### WHAT YOU HAVE TO DO
Give every line back verbatim, dropping all images.

★ ★ ★ ★ ★ ★ ★

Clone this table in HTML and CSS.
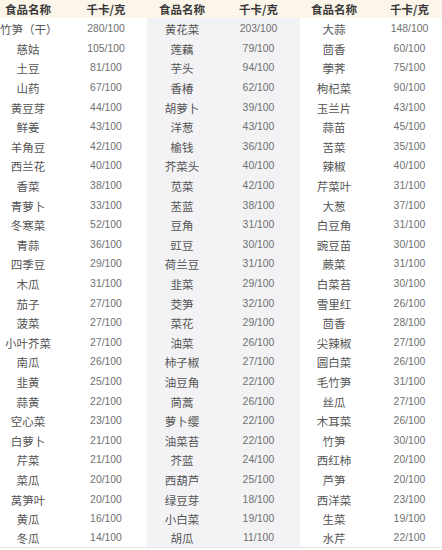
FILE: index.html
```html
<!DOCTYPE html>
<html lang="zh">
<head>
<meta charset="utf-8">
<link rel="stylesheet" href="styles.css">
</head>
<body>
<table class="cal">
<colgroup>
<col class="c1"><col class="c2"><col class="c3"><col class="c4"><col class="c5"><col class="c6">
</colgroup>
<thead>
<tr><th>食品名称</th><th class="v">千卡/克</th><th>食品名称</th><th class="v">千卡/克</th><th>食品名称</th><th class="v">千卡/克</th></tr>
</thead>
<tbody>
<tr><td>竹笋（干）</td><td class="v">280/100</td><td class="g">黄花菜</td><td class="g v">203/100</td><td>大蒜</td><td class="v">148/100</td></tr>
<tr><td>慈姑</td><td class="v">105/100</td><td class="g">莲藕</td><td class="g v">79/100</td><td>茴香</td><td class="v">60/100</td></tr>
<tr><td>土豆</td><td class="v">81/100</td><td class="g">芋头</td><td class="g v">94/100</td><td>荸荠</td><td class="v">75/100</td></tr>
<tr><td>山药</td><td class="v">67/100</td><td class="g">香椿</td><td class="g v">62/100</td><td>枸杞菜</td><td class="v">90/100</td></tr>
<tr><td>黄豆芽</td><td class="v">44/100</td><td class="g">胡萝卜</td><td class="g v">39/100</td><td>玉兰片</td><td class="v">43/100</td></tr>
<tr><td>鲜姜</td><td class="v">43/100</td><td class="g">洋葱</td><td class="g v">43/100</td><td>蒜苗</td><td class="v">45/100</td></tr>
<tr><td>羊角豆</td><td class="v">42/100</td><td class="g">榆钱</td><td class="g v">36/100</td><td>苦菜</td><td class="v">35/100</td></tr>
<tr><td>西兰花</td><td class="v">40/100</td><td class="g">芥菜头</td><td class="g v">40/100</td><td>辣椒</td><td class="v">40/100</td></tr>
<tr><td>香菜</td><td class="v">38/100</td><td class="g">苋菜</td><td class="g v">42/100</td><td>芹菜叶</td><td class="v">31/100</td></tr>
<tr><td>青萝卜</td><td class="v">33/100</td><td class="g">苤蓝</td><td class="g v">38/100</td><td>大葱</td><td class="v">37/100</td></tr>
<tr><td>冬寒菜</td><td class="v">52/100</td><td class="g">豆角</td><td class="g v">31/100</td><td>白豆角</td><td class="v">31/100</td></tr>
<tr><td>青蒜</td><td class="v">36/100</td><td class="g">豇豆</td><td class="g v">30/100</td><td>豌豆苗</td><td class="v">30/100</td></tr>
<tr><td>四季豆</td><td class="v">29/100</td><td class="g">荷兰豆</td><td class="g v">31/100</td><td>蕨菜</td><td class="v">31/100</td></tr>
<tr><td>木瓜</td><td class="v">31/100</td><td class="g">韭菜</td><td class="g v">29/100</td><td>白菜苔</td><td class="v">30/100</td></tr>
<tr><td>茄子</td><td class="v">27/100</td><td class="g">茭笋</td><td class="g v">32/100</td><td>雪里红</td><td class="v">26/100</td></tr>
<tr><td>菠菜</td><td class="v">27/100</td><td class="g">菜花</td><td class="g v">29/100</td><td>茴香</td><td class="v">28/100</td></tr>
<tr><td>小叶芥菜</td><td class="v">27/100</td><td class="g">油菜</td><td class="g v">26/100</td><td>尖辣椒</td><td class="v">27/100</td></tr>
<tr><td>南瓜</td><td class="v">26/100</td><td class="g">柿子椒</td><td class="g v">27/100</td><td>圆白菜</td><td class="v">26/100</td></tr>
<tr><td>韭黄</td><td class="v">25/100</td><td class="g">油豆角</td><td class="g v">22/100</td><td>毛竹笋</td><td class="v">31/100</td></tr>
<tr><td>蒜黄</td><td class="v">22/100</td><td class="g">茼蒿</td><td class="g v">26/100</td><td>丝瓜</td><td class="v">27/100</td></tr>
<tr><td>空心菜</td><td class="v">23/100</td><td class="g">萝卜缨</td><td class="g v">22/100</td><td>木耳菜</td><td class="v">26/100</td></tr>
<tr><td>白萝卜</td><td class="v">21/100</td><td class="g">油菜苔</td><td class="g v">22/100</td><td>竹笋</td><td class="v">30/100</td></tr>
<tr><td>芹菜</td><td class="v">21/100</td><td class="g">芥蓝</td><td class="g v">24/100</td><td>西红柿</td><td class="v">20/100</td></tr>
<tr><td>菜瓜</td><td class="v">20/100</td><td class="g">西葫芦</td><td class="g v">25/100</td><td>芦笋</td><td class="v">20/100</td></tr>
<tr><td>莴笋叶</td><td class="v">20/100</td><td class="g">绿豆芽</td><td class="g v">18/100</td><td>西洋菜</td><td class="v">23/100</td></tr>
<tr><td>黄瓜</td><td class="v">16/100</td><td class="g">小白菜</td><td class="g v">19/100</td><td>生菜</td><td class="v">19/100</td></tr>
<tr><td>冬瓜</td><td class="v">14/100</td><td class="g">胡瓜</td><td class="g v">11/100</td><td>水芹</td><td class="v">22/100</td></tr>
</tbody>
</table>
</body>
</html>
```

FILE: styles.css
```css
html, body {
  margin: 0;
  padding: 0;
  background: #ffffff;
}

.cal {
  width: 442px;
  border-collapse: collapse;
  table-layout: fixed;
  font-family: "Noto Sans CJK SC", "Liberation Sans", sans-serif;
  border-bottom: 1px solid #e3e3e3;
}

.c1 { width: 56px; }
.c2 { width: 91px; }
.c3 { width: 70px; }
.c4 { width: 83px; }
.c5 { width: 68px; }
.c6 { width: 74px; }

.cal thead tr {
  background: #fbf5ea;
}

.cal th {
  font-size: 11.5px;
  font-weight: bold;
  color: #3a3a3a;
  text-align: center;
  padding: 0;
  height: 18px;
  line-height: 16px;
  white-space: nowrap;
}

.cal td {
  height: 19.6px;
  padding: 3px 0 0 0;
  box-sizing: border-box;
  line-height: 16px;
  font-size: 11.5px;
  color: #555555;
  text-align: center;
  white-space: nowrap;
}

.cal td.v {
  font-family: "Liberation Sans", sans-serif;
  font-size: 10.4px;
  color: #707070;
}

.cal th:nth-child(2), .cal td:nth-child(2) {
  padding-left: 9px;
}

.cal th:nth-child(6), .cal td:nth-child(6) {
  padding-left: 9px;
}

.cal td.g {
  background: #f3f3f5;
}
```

★ ★ ★ ★ ★ ★ ★

### RESULT BELOW
Clone this table in HTML and CSS.
FILE: index.html
```html
<!DOCTYPE html>
<html lang="zh">
<head>
<meta charset="utf-8">
<link rel="stylesheet" href="styles.css">
</head>
<body>
<table class="cal">
<colgroup>
<col class="c1"><col class="c2"><col class="c3"><col class="c4"><col class="c5"><col class="c6">
</colgroup>
<thead>
<tr><th>食品名称</th><th class="v">千卡/克</th><th>食品名称</th><th class="v">千卡/克</th><th>食品名称</th><th class="v">千卡/克</th></tr>
</thead>
<tbody>
<tr><td>竹笋（干）</td><td class="v">280/100</td><td class="g">黄花菜</td><td class="g v">203/100</td><td>大蒜</td><td class="v">148/100</td></tr>
<tr><td>慈姑</td><td class="v">105/100</td><td class="g">莲藕</td><td class="g v">79/100</td><td>茴香</td><td class="v">60/100</td></tr>
<tr><td>土豆</td><td class="v">81/100</td><td class="g">芋头</td><td class="g v">94/100</td><td>荸荠</td><td class="v">75/100</td></tr>
<tr><td>山药</td><td class="v">67/100</td><td class="g">香椿</td><td class="g v">62/100</td><td>枸杞菜</td><td class="v">90/100</td></tr>
<tr><td>黄豆芽</td><td class="v">44/100</td><td class="g">胡萝卜</td><td class="g v">39/100</td><td>玉兰片</td><td class="v">43/100</td></tr>
<tr><td>鲜姜</td><td class="v">43/100</td><td class="g">洋葱</td><td class="g v">43/100</td><td>蒜苗</td><td class="v">45/100</td></tr>
<tr><td>羊角豆</td><td class="v">42/100</td><td class="g">榆钱</td><td class="g v">36/100</td><td>苦菜</td><td class="v">35/100</td></tr>
<tr><td>西兰花</td><td class="v">40/100</td><td class="g">芥菜头</td><td class="g v">40/100</td><td>辣椒</td><td class="v">40/100</td></tr>
<tr><td>香菜</td><td class="v">38/100</td><td class="g">苋菜</td><td class="g v">42/100</td><td>芹菜叶</td><td class="v">31/100</td></tr>
<tr><td>青萝卜</td><td class="v">33/100</td><td class="g">苤蓝</td><td class="g v">38/100</td><td>大葱</td><td class="v">37/100</td></tr>
<tr><td>冬寒菜</td><td class="v">52/100</td><td class="g">豆角</td><td class="g v">31/100</td><td>白豆角</td><td class="v">31/100</td></tr>
<tr><td>青蒜</td><td class="v">36/100</td><td class="g">豇豆</td><td class="g v">30/100</td><td>豌豆苗</td><td class="v">30/100</td></tr>
<tr><td>四季豆</td><td class="v">29/100</td><td class="g">荷兰豆</td><td class="g v">31/100</td><td>蕨菜</td><td class="v">31/100</td></tr>
<tr><td>木瓜</td><td class="v">31/100</td><td class="g">韭菜</td><td class="g v">29/100</td><td>白菜苔</td><td class="v">30/100</td></tr>
<tr><td>茄子</td><td class="v">27/100</td><td class="g">茭笋</td><td class="g v">32/100</td><td>雪里红</td><td class="v">26/100</td></tr>
<tr><td>菠菜</td><td class="v">27/100</td><td class="g">菜花</td><td class="g v">29/100</td><td>茴香</td><td class="v">28/100</td></tr>
<tr><td>小叶芥菜</td><td class="v">27/100</td><td class="g">油菜</td><td class="g v">26/100</td><td>尖辣椒</td><td class="v">27/100</td></tr>
<tr><td>南瓜</td><td class="v">26/100</td><td class="g">柿子椒</td><td class="g v">27/100</td><td>圆白菜</td><td class="v">26/100</td></tr>
<tr><td>韭黄</td><td class="v">25/100</td><td class="g">油豆角</td><td class="g v">22/100</td><td>毛竹笋</td><td class="v">31/100</td></tr>
<tr><td>蒜黄</td><td class="v">22/100</td><td class="g">茼蒿</td><td class="g v">26/100</td><td>丝瓜</td><td class="v">27/100</td></tr>
<tr><td>空心菜</td><td class="v">23/100</td><td class="g">萝卜缨</td><td class="g v">22/100</td><td>木耳菜</td><td class="v">26/100</td></tr>
<tr><td>白萝卜</td><td class="v">21/100</td><td class="g">油菜苔</td><td class="g v">22/100</td><td>竹笋</td><td class="v">30/100</td></tr>
<tr><td>芹菜</td><td class="v">21/100</td><td class="g">芥蓝</td><td class="g v">24/100</td><td>西红柿</td><td class="v">20/100</td></tr>
<tr><td>菜瓜</td><td class="v">20/100</td><td class="g">西葫芦</td><td class="g v">25/100</td><td>芦笋</td><td class="v">20/100</td></tr>
<tr><td>莴笋叶</td><td class="v">20/100</td><td class="g">绿豆芽</td><td class="g v">18/100</td><td>西洋菜</td><td class="v">23/100</td></tr>
<tr><td>黄瓜</td><td class="v">16/100</td><td class="g">小白菜</td><td class="g v">19/100</td><td>生菜</td><td class="v">19/100</td></tr>
<tr><td>冬瓜</td><td class="v">14/100</td><td class="g">胡瓜</td><td class="g v">11/100</td><td>水芹</td><td class="v">22/100</td></tr>
</tbody>
</table>
</body>
</html>
```

FILE: styles.css
```css
html, body {
  margin: 0;
  padding: 0;
  background: #ffffff;
}

.cal {
  width: 442px;
  border-collapse: collapse;
  table-layout: fixed;
  font-family: "Noto Sans CJK SC", "Liberation Sans", sans-serif;
  border-bottom: 1px solid #e3e3e3;
}

.c1 { width: 56px; }
.c2 { width: 91px; }
.c3 { width: 70px; }
.c4 { width: 83px; }
.c5 { width: 68px; }
.c6 { width: 74px; }

.cal thead tr {
  background: #fbf5ea;
}

.cal th {
  font-size: 11.5px;
  font-weight: bold;
  color: #3a3a3a;
  text-align: center;
  padding: 0;
  height: 18px;
  line-height: 16px;
  white-space: nowrap;
}

.cal td {
  height: 19.6px;
  padding: 3px 0 0 0;
  box-sizing: border-box;
  line-height: 16px;
  font-size: 11.5px;
  color: #555555;
  text-align: center;
  white-space: nowrap;
}

.cal td.v {
  font-family: "Liberation Sans", sans-serif;
  font-size: 10.4px;
  color: #707070;
}

.cal th:nth-child(2), .cal td:nth-child(2) {
  padding-left: 9px;
}

.cal th:nth-child(6), .cal td:nth-child(6) {
  padding-left: 9px;
}

.cal td.g {
  background: #f3f3f5;
}
```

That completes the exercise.